**Goal**: Your task is to give the number of lines in the listing that include "with", and nothing else.

**Exercise material**:
----------
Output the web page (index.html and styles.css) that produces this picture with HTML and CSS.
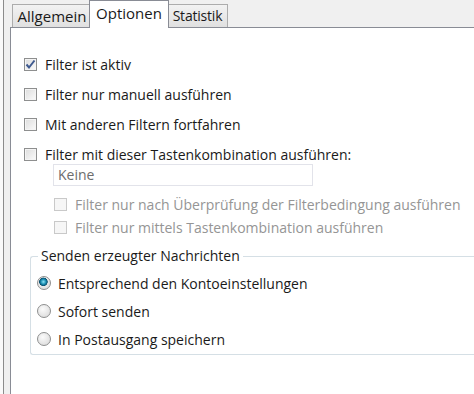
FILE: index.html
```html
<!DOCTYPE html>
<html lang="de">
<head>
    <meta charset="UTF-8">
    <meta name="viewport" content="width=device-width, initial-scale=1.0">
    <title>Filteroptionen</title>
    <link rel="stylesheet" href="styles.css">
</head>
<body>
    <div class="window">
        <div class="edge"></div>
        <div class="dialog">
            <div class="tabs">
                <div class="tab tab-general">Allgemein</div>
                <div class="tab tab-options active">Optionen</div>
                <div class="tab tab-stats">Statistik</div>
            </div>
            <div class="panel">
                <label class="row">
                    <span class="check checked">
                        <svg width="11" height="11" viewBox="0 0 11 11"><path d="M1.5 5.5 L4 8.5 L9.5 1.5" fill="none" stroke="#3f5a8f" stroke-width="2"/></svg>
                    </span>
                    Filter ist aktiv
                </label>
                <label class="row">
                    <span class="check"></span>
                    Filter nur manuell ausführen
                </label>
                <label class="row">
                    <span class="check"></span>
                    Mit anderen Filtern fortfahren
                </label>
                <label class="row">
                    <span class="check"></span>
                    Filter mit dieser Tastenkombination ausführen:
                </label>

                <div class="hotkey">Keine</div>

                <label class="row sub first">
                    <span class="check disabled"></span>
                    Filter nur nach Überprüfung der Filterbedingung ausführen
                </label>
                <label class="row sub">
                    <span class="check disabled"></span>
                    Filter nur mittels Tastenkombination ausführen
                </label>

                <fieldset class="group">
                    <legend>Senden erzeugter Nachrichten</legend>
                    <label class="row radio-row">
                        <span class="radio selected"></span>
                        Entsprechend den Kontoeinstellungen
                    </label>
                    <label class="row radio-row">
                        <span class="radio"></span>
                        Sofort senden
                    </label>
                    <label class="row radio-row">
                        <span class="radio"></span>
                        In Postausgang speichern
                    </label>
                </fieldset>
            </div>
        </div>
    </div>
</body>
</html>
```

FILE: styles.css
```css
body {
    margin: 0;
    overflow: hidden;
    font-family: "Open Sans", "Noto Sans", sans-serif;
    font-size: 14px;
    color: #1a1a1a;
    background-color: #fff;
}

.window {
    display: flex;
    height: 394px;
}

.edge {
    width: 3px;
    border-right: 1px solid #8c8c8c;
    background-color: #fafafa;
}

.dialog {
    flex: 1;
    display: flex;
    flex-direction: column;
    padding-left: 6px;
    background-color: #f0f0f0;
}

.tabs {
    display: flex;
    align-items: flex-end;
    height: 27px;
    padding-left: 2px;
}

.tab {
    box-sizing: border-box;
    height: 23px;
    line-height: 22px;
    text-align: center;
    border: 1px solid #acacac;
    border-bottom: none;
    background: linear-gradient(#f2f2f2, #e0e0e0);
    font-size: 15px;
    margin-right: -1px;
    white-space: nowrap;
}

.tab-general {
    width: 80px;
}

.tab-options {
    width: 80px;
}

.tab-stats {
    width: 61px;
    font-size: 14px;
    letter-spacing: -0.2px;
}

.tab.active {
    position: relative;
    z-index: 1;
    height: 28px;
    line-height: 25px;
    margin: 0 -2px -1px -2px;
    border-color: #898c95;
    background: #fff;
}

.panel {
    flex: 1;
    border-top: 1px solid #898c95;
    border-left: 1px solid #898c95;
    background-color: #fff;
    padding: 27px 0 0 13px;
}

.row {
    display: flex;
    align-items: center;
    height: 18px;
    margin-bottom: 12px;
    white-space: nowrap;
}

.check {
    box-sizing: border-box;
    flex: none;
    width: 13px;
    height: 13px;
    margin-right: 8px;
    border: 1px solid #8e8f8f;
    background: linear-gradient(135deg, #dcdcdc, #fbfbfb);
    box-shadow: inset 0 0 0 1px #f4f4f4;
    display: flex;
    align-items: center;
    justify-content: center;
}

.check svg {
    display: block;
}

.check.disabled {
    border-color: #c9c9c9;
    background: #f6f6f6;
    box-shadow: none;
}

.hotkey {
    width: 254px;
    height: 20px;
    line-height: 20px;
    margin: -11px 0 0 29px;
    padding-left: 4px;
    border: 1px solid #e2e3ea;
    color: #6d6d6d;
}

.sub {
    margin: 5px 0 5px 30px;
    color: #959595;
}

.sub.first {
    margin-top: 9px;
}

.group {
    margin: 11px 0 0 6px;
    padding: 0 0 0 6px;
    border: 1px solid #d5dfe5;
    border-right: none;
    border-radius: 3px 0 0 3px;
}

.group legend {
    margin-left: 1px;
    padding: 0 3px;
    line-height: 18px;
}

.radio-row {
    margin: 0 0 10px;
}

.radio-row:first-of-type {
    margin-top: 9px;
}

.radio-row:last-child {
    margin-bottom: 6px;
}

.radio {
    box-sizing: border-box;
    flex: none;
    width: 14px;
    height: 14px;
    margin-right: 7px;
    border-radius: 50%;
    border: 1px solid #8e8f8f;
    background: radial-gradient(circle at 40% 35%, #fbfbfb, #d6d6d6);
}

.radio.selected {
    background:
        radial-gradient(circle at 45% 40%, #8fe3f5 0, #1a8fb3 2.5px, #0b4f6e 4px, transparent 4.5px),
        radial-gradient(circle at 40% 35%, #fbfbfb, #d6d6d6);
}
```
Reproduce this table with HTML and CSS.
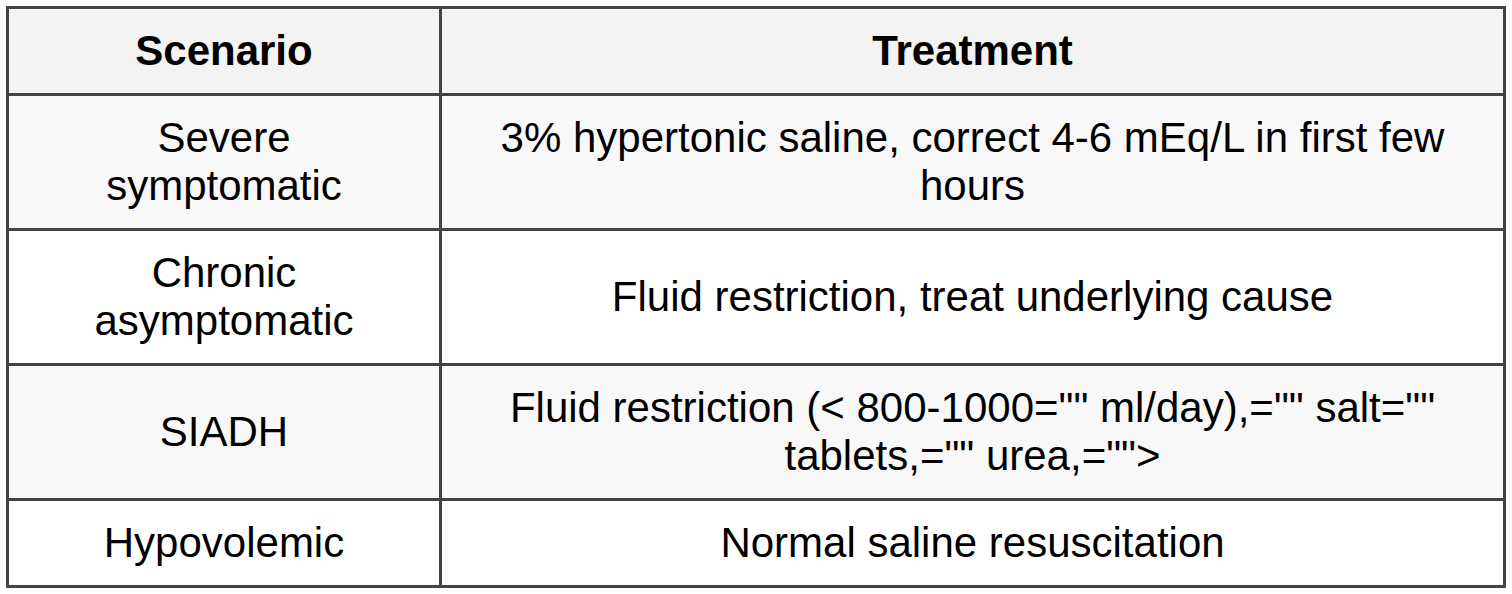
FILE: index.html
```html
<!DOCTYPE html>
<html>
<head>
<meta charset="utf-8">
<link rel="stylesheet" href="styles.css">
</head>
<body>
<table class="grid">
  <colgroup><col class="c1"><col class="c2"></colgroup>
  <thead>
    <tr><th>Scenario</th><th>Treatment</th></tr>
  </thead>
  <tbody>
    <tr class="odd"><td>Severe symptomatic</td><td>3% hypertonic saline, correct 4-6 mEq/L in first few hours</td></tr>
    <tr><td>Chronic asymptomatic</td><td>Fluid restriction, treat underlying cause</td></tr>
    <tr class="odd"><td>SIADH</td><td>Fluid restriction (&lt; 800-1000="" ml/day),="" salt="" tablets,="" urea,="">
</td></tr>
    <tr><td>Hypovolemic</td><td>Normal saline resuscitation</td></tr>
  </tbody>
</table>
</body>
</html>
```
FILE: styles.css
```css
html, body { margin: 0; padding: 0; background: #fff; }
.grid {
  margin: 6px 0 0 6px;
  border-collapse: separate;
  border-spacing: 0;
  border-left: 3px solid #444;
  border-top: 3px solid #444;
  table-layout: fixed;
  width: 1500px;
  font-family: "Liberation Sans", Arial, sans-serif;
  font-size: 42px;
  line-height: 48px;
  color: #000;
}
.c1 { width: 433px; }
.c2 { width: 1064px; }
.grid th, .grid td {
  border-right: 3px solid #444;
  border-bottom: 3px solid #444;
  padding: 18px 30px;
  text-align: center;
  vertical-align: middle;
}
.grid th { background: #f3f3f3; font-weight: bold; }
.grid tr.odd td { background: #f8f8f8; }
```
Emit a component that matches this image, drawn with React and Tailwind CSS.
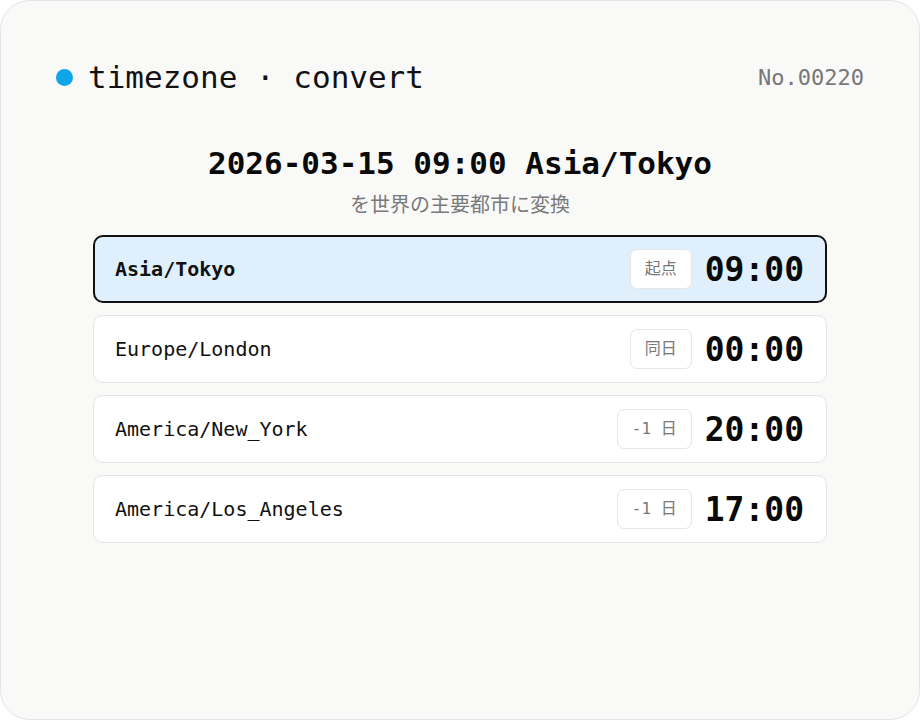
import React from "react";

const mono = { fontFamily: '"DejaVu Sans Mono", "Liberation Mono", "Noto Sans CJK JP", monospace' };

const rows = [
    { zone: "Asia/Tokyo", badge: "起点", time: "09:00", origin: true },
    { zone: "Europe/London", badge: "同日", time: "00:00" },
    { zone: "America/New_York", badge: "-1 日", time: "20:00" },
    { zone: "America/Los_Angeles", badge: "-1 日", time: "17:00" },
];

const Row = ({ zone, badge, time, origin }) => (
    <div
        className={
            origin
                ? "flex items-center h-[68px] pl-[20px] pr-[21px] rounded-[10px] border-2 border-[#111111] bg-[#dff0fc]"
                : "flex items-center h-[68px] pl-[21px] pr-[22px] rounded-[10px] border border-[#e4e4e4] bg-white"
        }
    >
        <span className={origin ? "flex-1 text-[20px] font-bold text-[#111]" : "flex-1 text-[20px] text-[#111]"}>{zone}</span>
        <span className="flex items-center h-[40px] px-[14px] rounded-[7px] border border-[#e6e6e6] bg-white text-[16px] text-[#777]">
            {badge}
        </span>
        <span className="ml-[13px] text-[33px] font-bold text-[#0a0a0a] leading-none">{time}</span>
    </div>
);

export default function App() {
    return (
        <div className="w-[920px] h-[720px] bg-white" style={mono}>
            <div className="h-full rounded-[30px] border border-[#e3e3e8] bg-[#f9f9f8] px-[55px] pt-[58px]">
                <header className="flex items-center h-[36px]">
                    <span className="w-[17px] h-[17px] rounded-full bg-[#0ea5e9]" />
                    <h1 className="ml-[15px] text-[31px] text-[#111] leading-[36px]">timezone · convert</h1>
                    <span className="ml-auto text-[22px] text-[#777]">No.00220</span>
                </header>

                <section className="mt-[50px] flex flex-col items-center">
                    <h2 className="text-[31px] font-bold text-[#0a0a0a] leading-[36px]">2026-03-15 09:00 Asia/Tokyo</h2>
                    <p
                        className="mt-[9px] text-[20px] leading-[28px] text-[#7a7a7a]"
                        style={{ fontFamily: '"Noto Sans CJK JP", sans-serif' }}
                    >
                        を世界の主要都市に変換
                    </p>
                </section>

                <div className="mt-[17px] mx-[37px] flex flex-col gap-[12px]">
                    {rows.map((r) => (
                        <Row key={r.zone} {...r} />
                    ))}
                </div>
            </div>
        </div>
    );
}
----------
**Solution for this exercise**: 3